> Required work
Exactly retype the opening line of the entries and every line after it, ending with the line that contains "import React from". Skip all pictures.

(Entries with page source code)

[Start]

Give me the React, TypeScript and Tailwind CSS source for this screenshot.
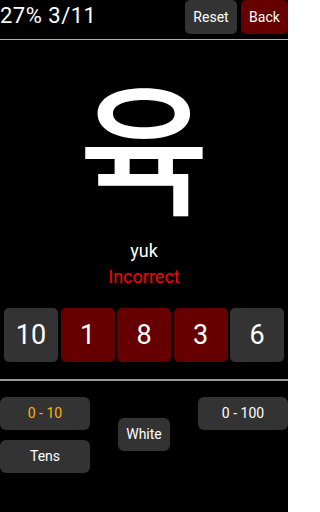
import React from "react";

export default function App() {
  const tiles = [
    { n: "10", red: false },
    { n: "1", red: true },
    { n: "8", red: true },
    { n: "3", red: true },
    { n: "6", red: false },
  ];
  return (
    <div
      className="w-[288px] h-[512px] bg-black text-white overflow-hidden flex flex-col"
      style={{ fontFamily: "Roboto, 'Noto Sans', sans-serif" }}
    >
      <div className="flex items-start h-[39px]">
        <div className="text-[22px] leading-[32px] flex-1 tracking-[0.5px]">27% 3/11</div>
        <button className="w-[52px] h-[34px] rounded-[5px] bg-[#333333] text-[14px] text-white mr-[4px]">Reset</button>
        <button className="w-[47px] h-[34px] rounded-[5px] bg-[#660000] text-[14px] text-white">Back</button>
      </div>
      <div className="h-px bg-[#b0b0b0]" />
      <div className="flex flex-col items-center">
        <div className="h-[190px] pt-[13px] w-full flex items-center justify-center">
          <span
            className="text-[142px] leading-[120px] font-medium"
            style={{ fontFamily: "'Noto Sans CJK KR', sans-serif" }}
          >
            육
          </span>
        </div>
        <div className="text-[18px] leading-[22px] mt-[10px]">yuk</div>
        <div className="text-[18px] leading-[22px] text-[#ff0000] mt-[4px]">Incorrect</div>
      </div>
      <div className="flex gap-[2.5px] px-[4px] mt-[20px]">
        {tiles.map((t, i) => (
          <div
            key={i}
            className={
              "w-[54px] h-[54px] rounded-[5px] flex items-center justify-center text-[27px] " +
              (t.red ? "bg-[#660000]" : "bg-[#333333]")
            }
          >
            {t.n}
          </div>
        ))}
      </div>
      <div className="h-[2px] bg-[#999999] mt-[17px]" />
      <div className="flex mt-[16px]">
        <div className="flex flex-col gap-[10px]">
          <button className="w-[90px] h-[33px] rounded-[6px] bg-[#333333] text-[14px] text-[#f5b800]">0 - 10</button>
          <button className="w-[90px] h-[33px] rounded-[6px] bg-[#333333] text-[14px] text-white">Tens</button>
        </div>
        <div className="flex-1 flex justify-center pt-[21px]">
          <button className="w-[52px] h-[33px] rounded-[6px] bg-[#333333] text-[14px] text-white">White</button>
        </div>
        <div>
          <button className="w-[90px] h-[33px] rounded-[6px] bg-[#333333] text-[14px] text-white">0 - 100</button>
        </div>
      </div>
    </div>
  );
}
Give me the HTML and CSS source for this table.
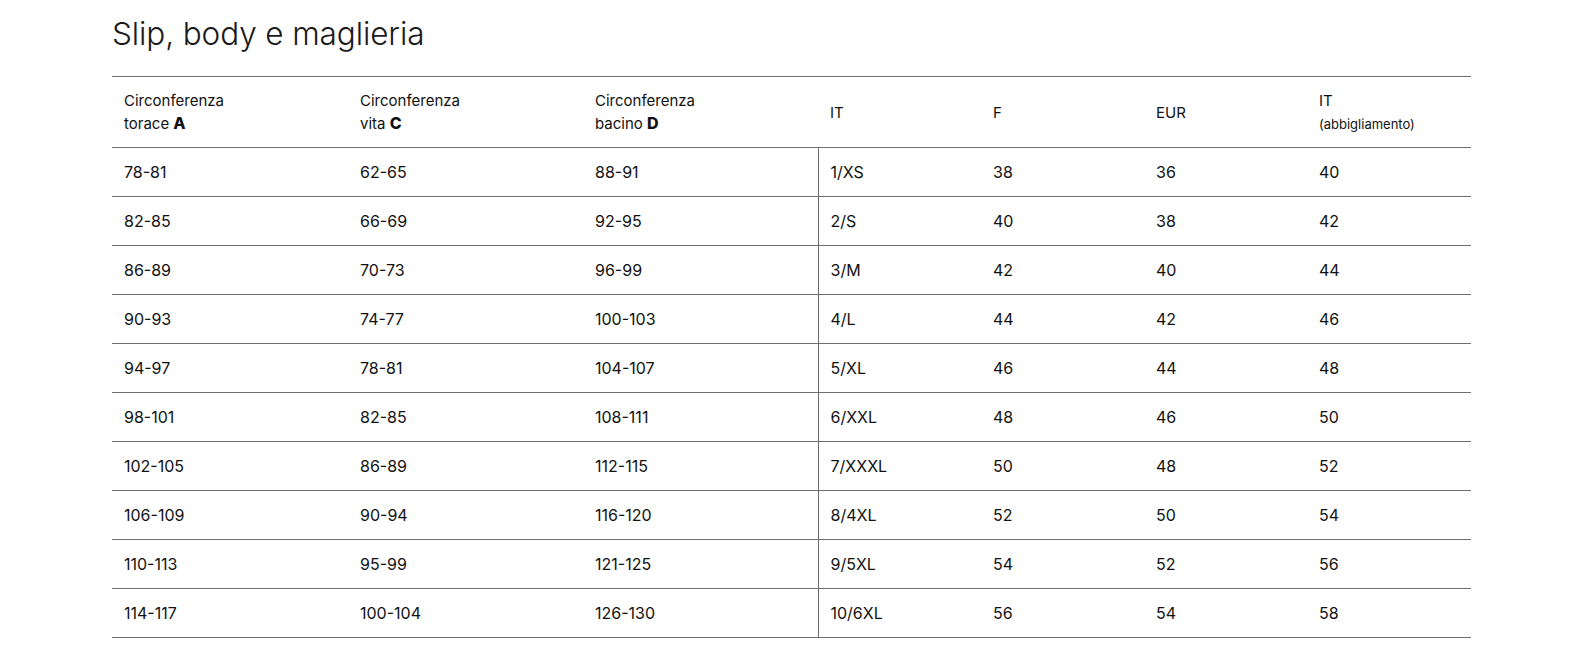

[End]

> Problem solution
Give me the React, TypeScript and Tailwind CSS source for this screenshot.
import React from "react";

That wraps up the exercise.